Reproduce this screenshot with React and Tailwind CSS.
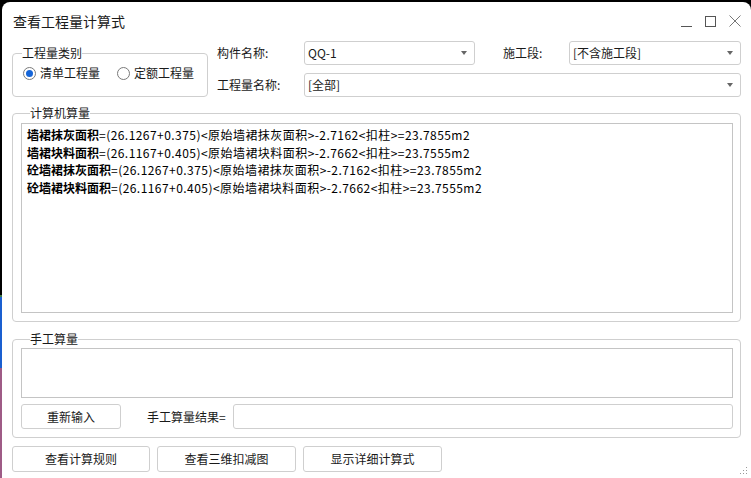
import React from 'react'

const font = { fontFamily: '"Noto Sans CJK SC", "Noto Sans", sans-serif' }

const lines = [
  ['墙裙抹灰面积', '=(26.1267+0.375)<原始墙裙抹灰面积>-2.7162<扣柱>=23.7855m2'],
  ['墙裙块料面积', '=(26.1167+0.405)<原始墙裙块料面积>-2.7662<扣柱>=23.7555m2'],
  ['砼墙裙抹灰面积', '=(26.1267+0.375)<原始墙裙抹灰面积>-2.7162<扣柱>=23.7855m2'],
  ['砼墙裙块料面积', '=(26.1167+0.405)<原始墙裙块料面积>-2.7662<扣柱>=23.7555m2'],
]

const Select = ({ value, className }) => (
  <div className={`h-[24px] border border-[#cfcfcf] rounded-[3px] flex items-center pl-[3px] pr-[7px] bg-white ${className}`}>
    <span className="flex-1 text-[12px] text-[#1a1a1a]">{value}</span>
    <svg width="6" height="4" viewBox="0 0 6 4"><path d="M0 0h6L3 4z" fill="#666" /></svg>
  </div>
)

const Radio = ({ checked, label }) => (
  <label className="flex items-center gap-[4px] text-[12px] text-[#1a1a1a]">
    <span className="w-[13px] h-[13px] rounded-full border border-[#7a7a7a] flex items-center justify-center bg-white">
      {checked && <span className="w-[7px] h-[7px] rounded-full bg-[#1565d8]" />}
    </span>
    {label}
  </label>
)

const Btn = ({ children, className }) => (
  <button className={`h-full border border-[#cfcfcf] rounded-[3px] bg-white text-[12px] text-[#1a1a1a] ${className}`}>
    {children}
  </button>
)

export default function App() {
  return (
    <div className="w-[751px] h-[478px] bg-black flex overflow-hidden" style={font}>
      <div className="w-[2px] flex flex-col">
        <div className="h-[295px] bg-black" />
        <div className="h-[2px] bg-[#3d7a45]" />
        <div className="h-[71px] bg-[#1a5fd0]" />
        <div className="flex-1 bg-[#9e5b86]" />
      </div>
      <div className="flex-1 mt-[2px] bg-white rounded-t-[8px] flex flex-col">
        {/* title bar */}
        <div className="h-[38px] flex items-center pl-[11px] pr-[10px]">
          <span className="text-[14px] text-[#1b1b1b] flex-1">查看工程量计算式</span>
          <div className="flex items-center gap-[13px] text-[#666]">
            <svg width="11" height="11" viewBox="0 0 11 11"><path d="M0 10.5h11" stroke="#555" strokeWidth="1" /></svg>
            <svg width="11" height="11" viewBox="0 0 11 11"><rect x="0.5" y="0.5" width="10" height="10" fill="none" stroke="#555" strokeWidth="1" /></svg>
            <svg width="12" height="12" viewBox="0 0 12 12"><path d="M0.5 0.5l11 11M11.5 0.5l-11 11" stroke="#777" strokeWidth="1" /></svg>
          </div>
        </div>

        <div className="flex flex-col px-[10px] mt-[1px]">
          {/* top area */}
          <div className="flex h-[56px]">
            <fieldset className="w-[196px] mt-[4px] h-[52px] border border-[#cfcfcf] rounded-[4px]">
              <legend className="ml-[9px] text-[12px] leading-[16px] text-[#1a1a1a]">工程量类别</legend>
              <div className="h-[24px] flex items-center pl-[10px] gap-[17px]">
                <Radio checked label="清单工程量" />
                <Radio label="定额工程量" />
              </div>
            </fieldset>
            <div className="flex-1 ml-[9px] flex flex-col gap-[8px]">
              <div className="flex items-center">
                <span className="w-[87px] text-[12px] text-[#1a1a1a]">构件名称:</span>
                <Select value="QQ-1" className="w-[171px]" />
                <span className="w-[66px] ml-[28px] text-[12px] text-[#1a1a1a]">施工段:</span>
                <Select value="[不含施工段]" className="flex-1" />
              </div>
              <div className="flex items-center">
                <span className="w-[87px] text-[12px] text-[#1a1a1a]">工程量名称:</span>
                <Select value="[全部]" className="flex-1" />
              </div>
            </div>
          </div>

          {/* computer calc */}
          <fieldset className="mt-[8px] h-[217px] border border-[#cfcfcf] rounded-[4px] pl-[8px] pr-[7px] flex flex-col">
            <legend className="ml-[9px] text-[12px] leading-[16px] text-[#1a1a1a]">计算机算量</legend>
            <div className="mt-[2px] h-[190px] border border-[#c4c4c4] pl-[5px] pt-[2px] text-[12px] leading-[17.6px] text-black">
              {lines.map(([name, rest], i) => (
                <div key={i}>
                  <span className="font-bold">{name}</span>
                  <span className="tracking-[0.45px]">{rest}</span>
                </div>
              ))}
            </div>
          </fieldset>

          {/* manual calc */}
          <fieldset className="mt-[9px] h-[107px] border border-[#cfcfcf] rounded-[4px] pl-[8px] pr-[7px] flex flex-col">
            <legend className="ml-[9px] text-[12px] leading-[16px] text-[#1a1a1a]">手工算量</legend>
            <div className="mt-[1px] h-[50px] border border-[#c4c4c4]" />
            <div className="mt-[6px] h-[25px] flex items-center">
              <Btn className="w-[100px]">重新输入</Btn>
              <span className="ml-[26px] w-[86px] text-[12px] text-[#1a1a1a]">手工算量结果=</span>
              <div className="flex-1 h-full border border-[#cfcfcf] rounded-[3px]" />
            </div>
          </fieldset>

          {/* bottom buttons */}
          <div className="mt-[8px] h-[26px] flex gap-[7px] items-end">
            <Btn className="w-[138px]">查看计算规则</Btn>
            <Btn className="w-[139px]">查看三维扣减图</Btn>
            <Btn className="w-[139px]">显示详细计算式</Btn>
            <svg className="ml-auto mr-[-7px] mb-[-3px]" width="8" height="8" viewBox="0 0 8 8">
              <rect x="6" y="0" width="1" height="1" fill="#999" />
              <rect x="6" y="3" width="1" height="1" fill="#999" />
              <rect x="3" y="3" width="1" height="1" fill="#999" />
              <rect x="6" y="6" width="1" height="1" fill="#999" />
              <rect x="3" y="6" width="1" height="1" fill="#999" />
              <rect x="0" y="6" width="1" height="1" fill="#999" />
            </svg>
          </div>
        </div>
      </div>
    </div>
  )
}
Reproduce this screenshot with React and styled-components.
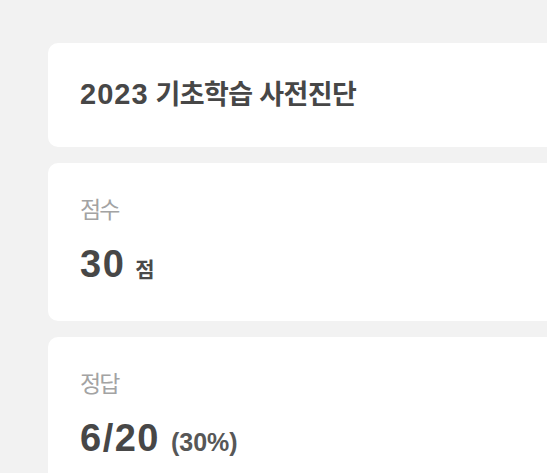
import React from "react";
import styled, { createGlobalStyle } from "styled-components";

const GlobalStyle = createGlobalStyle`
  html, body {
    margin: 0;
    padding: 0;
    background: #f2f2f2;
    overflow: hidden;
  }
  body {
    font-family: "Liberation Sans", "Noto Sans CJK KR", sans-serif;
    color: #474747;
  }
`;

const Page = styled.main`
  display: flex;
  flex-direction: column;
  gap: 16px;
  padding: 43px 0 0 48px;
  width: 560px;
`;

const Card = styled.section`
  background: #ffffff;
  border-radius: 10px;
  padding: ${(p) => (p.$compact ? "0 32px" : "33px 32px 34px")};
  height: ${(p) => (p.$compact ? "104px" : "auto")};
  display: flex;
  flex-direction: column;
  justify-content: center;
  box-sizing: border-box;
`;

const Title = styled.h1`
  margin: 0;
  font-size: 27px;
  font-weight: 700;
  letter-spacing: -0.6px;
  line-height: 34px;
  color: #474747;
`;

const Year = styled.span`
  font-size: 29px;
  letter-spacing: 1px;
  line-height: 1;
`;

const Label = styled.div`
  font-size: 23px;
  line-height: 28px;
  letter-spacing: -2px;
  color: #a3a3a3;
  font-weight: 400;
`;

const Value = styled.div`
  margin-top: 18px;
  font-size: 37px;
  font-weight: 700;
  line-height: 44px;
  white-space: nowrap;
`;

const Big = styled.span`
  font-size: 38px;
  letter-spacing: 1.5px;
  color: #474747;
`;

const Unit = styled.span`
  margin-left: ${(p) => p.$gap || "10px"};
  font-size: ${(p) => p.$size || "21px"};
  letter-spacing: 0;
  line-height: 1;
  color: ${(p) => p.$color || "#4a4a4a"};
`;

export default function App() {
  return (
    <>
      <GlobalStyle />
      <Page>
        <Card $compact>
          <Title>
            <Year>2023</Year> 기초학습 사전진단
          </Title>
        </Card>
        <Card>
          <Label>점수</Label>
          <Value>
            <Big>30</Big>
            <Unit>점</Unit>
          </Value>
        </Card>
        <Card>
          <Label>정답</Label>
          <Value>
            <Big>6/20</Big>
            <Unit $size="25px" $gap="11px" $color="#575757">(30%)</Unit>
          </Value>
        </Card>
      </Page>
    </>
  );
}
━━━━━━━━━━
Task instructions - Collect every line above that contains the word "components".

Full solution -
Reproduce this screenshot with React and styled-components.
import styled, { createGlobalStyle } from "styled-components";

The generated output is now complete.